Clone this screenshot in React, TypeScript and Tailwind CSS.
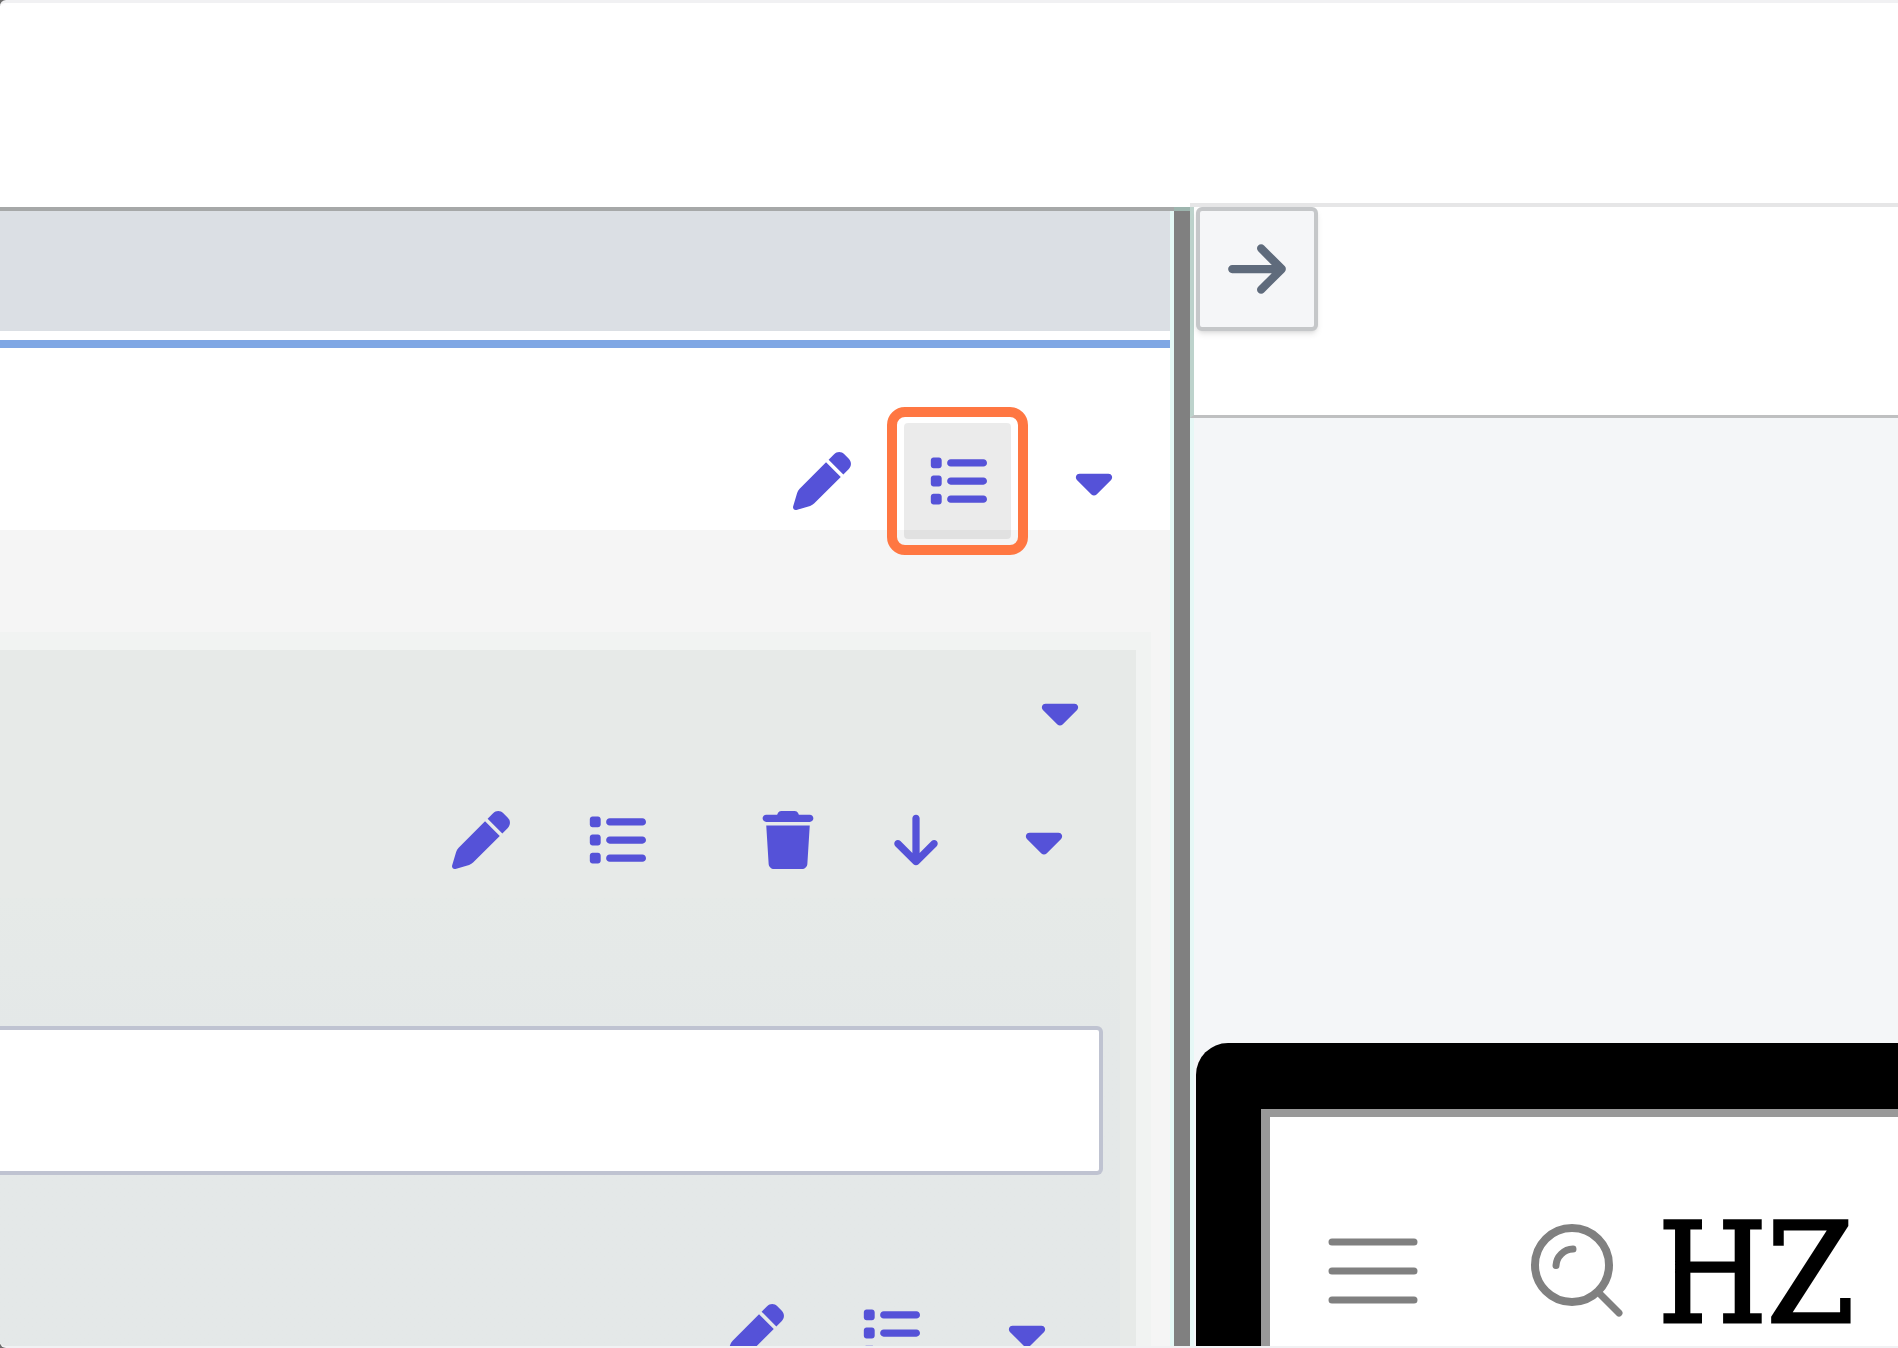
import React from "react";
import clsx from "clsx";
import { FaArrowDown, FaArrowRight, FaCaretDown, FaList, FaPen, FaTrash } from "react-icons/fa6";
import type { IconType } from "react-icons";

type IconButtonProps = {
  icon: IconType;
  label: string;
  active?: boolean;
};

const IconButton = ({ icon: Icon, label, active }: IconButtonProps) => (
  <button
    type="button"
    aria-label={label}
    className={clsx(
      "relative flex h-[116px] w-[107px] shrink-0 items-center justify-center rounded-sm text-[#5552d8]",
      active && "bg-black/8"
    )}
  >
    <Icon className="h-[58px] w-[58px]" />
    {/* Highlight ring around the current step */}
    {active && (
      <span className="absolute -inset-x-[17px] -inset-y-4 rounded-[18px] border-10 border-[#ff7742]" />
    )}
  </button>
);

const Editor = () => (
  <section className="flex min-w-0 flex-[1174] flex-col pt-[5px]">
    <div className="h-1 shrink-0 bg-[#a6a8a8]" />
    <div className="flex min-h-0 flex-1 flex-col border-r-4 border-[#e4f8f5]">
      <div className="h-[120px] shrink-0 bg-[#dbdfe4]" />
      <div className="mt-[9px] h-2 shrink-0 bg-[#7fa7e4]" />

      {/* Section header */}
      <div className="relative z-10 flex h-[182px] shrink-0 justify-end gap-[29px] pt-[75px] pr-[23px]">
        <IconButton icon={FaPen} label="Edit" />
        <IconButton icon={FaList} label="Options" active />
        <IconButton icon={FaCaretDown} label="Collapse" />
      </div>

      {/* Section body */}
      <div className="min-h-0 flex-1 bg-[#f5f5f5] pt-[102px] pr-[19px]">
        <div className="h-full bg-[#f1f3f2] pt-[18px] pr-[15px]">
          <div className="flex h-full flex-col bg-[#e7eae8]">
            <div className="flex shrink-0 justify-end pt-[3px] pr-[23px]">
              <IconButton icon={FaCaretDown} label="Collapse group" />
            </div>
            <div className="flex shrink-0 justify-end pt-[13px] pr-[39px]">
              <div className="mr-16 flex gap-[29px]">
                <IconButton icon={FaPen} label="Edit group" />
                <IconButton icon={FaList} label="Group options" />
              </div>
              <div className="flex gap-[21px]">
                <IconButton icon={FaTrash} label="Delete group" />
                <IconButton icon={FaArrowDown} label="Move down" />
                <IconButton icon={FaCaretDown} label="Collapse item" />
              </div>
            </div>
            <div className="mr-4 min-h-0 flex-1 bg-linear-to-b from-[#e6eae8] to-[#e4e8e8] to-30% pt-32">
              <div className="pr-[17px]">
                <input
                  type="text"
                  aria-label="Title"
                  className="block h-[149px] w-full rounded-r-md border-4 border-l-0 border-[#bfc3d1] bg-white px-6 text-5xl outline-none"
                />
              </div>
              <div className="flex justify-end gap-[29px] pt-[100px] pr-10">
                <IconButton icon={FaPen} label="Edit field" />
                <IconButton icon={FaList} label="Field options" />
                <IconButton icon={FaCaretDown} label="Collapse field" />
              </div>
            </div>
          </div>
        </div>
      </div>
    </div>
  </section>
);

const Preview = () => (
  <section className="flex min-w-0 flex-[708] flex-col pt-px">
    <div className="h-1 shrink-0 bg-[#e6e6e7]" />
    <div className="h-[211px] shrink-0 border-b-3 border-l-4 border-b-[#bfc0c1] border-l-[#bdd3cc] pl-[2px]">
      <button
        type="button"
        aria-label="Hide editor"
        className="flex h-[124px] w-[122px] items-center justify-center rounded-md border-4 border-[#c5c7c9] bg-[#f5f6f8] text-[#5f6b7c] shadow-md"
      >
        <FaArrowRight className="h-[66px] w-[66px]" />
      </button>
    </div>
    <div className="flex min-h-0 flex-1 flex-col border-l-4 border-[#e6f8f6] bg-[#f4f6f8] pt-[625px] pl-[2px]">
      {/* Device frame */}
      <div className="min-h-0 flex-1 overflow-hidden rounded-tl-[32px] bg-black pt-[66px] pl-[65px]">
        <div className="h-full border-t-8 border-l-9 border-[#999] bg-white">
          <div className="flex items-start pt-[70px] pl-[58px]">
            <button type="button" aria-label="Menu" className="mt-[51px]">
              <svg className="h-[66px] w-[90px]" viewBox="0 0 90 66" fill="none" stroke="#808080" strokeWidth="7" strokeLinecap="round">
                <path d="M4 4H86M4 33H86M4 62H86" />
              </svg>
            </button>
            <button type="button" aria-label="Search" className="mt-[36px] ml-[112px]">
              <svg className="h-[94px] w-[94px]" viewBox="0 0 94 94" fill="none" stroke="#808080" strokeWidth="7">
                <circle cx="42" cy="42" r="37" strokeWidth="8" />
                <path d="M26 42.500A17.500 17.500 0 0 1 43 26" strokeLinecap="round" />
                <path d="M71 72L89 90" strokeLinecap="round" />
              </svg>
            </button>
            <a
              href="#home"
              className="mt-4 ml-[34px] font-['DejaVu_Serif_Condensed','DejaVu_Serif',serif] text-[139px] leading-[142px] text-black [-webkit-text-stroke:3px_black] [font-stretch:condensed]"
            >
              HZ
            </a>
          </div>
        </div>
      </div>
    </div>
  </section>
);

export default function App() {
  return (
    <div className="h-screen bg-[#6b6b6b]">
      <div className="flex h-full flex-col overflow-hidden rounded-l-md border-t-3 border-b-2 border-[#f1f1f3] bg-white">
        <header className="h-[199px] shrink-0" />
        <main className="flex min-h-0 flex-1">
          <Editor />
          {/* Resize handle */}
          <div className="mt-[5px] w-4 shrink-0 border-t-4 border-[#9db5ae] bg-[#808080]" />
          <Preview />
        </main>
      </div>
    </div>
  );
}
---
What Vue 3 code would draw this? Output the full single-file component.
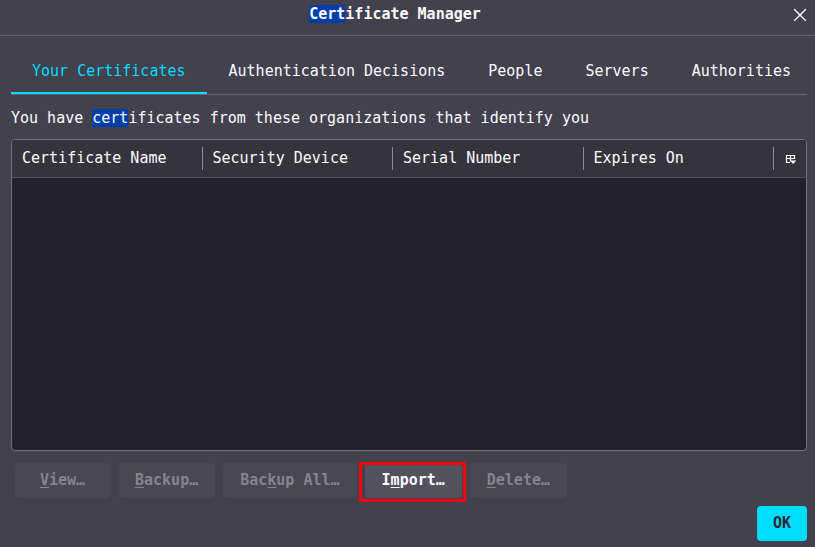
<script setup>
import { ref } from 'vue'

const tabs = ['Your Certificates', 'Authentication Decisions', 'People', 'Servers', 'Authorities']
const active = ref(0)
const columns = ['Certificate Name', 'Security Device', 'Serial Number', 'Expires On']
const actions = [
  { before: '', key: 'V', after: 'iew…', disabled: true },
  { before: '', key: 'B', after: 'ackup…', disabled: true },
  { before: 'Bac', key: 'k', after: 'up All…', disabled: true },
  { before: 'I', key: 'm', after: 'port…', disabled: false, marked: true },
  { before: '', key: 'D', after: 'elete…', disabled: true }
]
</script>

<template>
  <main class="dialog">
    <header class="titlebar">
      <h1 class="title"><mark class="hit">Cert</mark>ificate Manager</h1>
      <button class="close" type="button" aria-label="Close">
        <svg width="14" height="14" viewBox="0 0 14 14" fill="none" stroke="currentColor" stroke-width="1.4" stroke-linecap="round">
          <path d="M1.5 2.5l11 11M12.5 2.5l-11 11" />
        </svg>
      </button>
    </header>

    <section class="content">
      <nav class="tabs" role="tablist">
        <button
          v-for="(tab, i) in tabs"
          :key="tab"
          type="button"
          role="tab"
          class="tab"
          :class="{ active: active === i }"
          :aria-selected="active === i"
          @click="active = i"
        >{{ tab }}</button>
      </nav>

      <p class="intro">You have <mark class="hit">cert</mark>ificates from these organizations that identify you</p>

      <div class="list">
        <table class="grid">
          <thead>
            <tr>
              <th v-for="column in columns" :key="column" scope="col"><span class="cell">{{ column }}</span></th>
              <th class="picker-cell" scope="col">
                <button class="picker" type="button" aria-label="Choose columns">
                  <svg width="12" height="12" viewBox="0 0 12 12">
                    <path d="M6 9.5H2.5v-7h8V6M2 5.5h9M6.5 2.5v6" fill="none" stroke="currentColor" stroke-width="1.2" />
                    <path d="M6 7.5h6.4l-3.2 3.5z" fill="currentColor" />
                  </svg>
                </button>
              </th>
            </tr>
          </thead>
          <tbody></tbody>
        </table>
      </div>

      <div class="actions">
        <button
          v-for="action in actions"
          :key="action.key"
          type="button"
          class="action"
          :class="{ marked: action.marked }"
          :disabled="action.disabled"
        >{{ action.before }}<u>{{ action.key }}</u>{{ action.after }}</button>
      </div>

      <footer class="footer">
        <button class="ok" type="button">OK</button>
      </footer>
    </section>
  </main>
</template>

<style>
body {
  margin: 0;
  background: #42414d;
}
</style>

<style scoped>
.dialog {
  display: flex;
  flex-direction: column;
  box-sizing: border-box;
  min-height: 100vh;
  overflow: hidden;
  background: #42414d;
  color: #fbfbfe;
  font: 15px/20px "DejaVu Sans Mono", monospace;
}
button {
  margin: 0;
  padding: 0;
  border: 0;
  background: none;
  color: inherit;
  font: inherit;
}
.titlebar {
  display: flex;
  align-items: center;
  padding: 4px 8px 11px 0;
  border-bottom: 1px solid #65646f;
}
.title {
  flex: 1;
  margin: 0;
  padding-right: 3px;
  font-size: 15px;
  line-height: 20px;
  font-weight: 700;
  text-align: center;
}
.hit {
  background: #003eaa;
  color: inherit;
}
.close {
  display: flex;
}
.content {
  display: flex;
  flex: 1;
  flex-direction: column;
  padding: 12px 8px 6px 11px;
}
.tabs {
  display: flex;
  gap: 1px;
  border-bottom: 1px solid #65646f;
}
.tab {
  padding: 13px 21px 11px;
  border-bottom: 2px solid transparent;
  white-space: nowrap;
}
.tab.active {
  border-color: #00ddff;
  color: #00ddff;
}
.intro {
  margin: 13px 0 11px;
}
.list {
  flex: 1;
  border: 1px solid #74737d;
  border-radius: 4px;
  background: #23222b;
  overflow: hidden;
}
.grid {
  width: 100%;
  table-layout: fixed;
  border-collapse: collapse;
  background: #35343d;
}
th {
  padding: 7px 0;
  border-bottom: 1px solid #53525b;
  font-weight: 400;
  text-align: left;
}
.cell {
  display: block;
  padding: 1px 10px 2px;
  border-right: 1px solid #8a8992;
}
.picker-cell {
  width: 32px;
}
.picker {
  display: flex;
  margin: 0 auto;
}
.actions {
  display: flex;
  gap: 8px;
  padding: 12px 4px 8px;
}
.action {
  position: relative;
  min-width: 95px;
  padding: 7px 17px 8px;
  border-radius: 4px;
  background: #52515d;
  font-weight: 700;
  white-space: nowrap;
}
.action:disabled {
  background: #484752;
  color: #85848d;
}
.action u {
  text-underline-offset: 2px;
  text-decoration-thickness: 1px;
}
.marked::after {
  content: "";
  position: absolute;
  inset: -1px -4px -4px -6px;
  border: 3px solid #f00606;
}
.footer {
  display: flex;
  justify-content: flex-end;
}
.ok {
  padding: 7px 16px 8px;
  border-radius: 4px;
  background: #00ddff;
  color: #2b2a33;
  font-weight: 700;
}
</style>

### Exercise aim
In the listing, find all lines with the string "this" and copy them.

### Result below
Clone this screenshot in React, TypeScript and Tailwind CSS.
What Vue 3 code would draw this? Output the full single-file component.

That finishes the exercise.